The DFC emulator has three main modes:

  1. SDK_NATIVE:

    • Runs the original float32 model (TensorFlow/ONNX)
    • Good for validating that your parsed model matches the source
  2. SDK_FP_OPTIMIZED:

    • Applies model modifications like normalization or resizing
    • Still uses float32 precision
  3. SDK_QUANTIZED:

    • Simulates the quantized model
    • Gives you a good estimate of final hardware accuracy (not bit-exact though)

Basic Usage with Python API

from hailo_sdk_client import ClientRunner, InferenceContext

# Load your HAR file
runner = ClientRunner(har='path_to_model.har')

# Pick your emulation mode
with runner.infer_context(InferenceContext.SDK_NATIVE) as ctx:
    results = runner.infer(ctx, input_data)

Just swap SDK_NATIVE for SDK_FP_OPTIMIZED or SDK_QUANTIZED depending on what you want to test.

Typical Workflow

  1. Test Original Model (Native Emulator):

    with runner.infer_context(InferenceContext.SDK_NATIVE) as ctx:
        native_output = runner.infer(ctx, input_data_normalized)
    
  2. Test Model Modifications (FP Optimized Emulator):

    runner.optimize_full_precision()
    with runner.infer_context(InferenceContext.SDK_FP_OPTIMIZED) as ctx:
        modified_output = runner.infer(ctx, input_data)
    
  3. Check Quantized Accuracy:

    with runner.infer_context(InferenceContext.SDK_QUANTIZED) as ctx:
        quantized_output = runner.infer(ctx, input_data)
    

Quick Notes

  • The quantized emulator gives good accuracy estimates but isn’t bit-exact with hardware
  • Some input formats (like NV21 → YUV conversion) aren’t supported in emulator mode
  • Make sure your calibration dataset is high quality for good quantization results
1 Like

Thanks for your response @omria , I haven’t had time yet to look into this much, but I plan to do so soon.

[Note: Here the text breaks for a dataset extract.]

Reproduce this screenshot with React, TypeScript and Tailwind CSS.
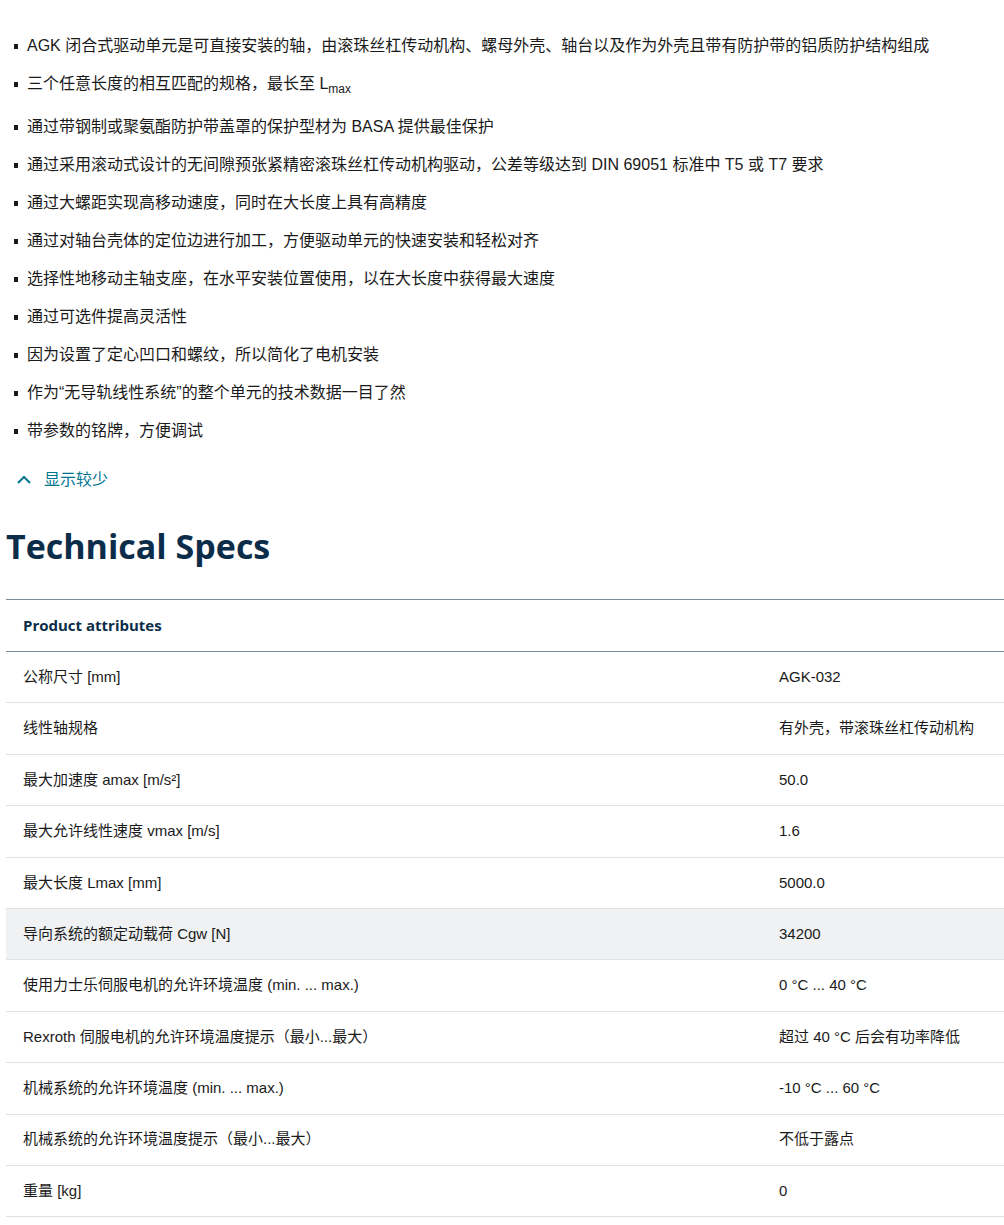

I see from your response that this requires a .har file, instead of the .hef file used when deployed. Is there a way to use the .hef file directly?

Similarly, is it possible to use hailort instead of hailo-dataflow-compiler?

I want to develop the inference code locally and prefer to keep everything the same as much as possible. If I have to call a different code path for development vs deployment then I’m only partially testing my code.

Hey @hgaiser,

Unfortunately, there’s no way to run a HEF file directly in a CPU/GPU emulator like you can with HAR files in the DFC emulator.

Here’s the current situation:

HailoRT’s emulator build (HAILO_BUILD_EMULATOR) is only for internal FPGA testing at Hailo and isn’t available in public releases. It doesn’t provide CPU/GPU fallback for HEF files.

The only public software emulator is in the Dataflow Compiler (DFC), but it only works with HAR files (the intermediate format), not HEF files. You can use it through the DFC Python/C++ APIs or CLI with options like:

  • SDK_NATIVE
  • SDK_FP_OPTIMIZED
  • SDK_QUANTIZED

This gives you float-32, FP-optimized, or quantized validation on CPU/GPU.

Why HEF won’t work: A HEF is already the final quantized hardware blob, so there’s nothing for the emulator to “re-interpret” - it’s specifically compiled for Hailo hardware.

Bottom line: If you need CPU/GPU emulation for development and debugging, you’ll need to work with the HAR file before final compilation to HEF.

Hope this clarifies things!

Thanks again for your response @omria . Using the DFC in my inference application has two major downsides:

  1. It is an additional dependency that’s not normally required during deployment.
  2. The requirements of the DFC are quite strict, which makes using it in my inference code more difficult. For example:
    1. Requiring older and exact versions of for example protobuf==3.20.3, onnxruntime==1.18.0, etc.
    2. No whl for python3.11 (while this does exist for hailort).
    3. No whl for ARM (exists for hailort).
    4. No whl for Windows (exists for hailort).

I understand the HEF format is a binary blob that can’t easily be processed by CPU or GPU. If possible, I would consider HAR support in hailort a valid option as well. Even better if the VDevice would directly support loading HAR files (in which case it would execute the HAR file on CPU).

I’m not expecting a quick solution for this, but it would be great of course. Meanwhile I will figure out some other solution. If I have to run another code path during development I might as well work on ONNX files, so maybe I’ll go that route.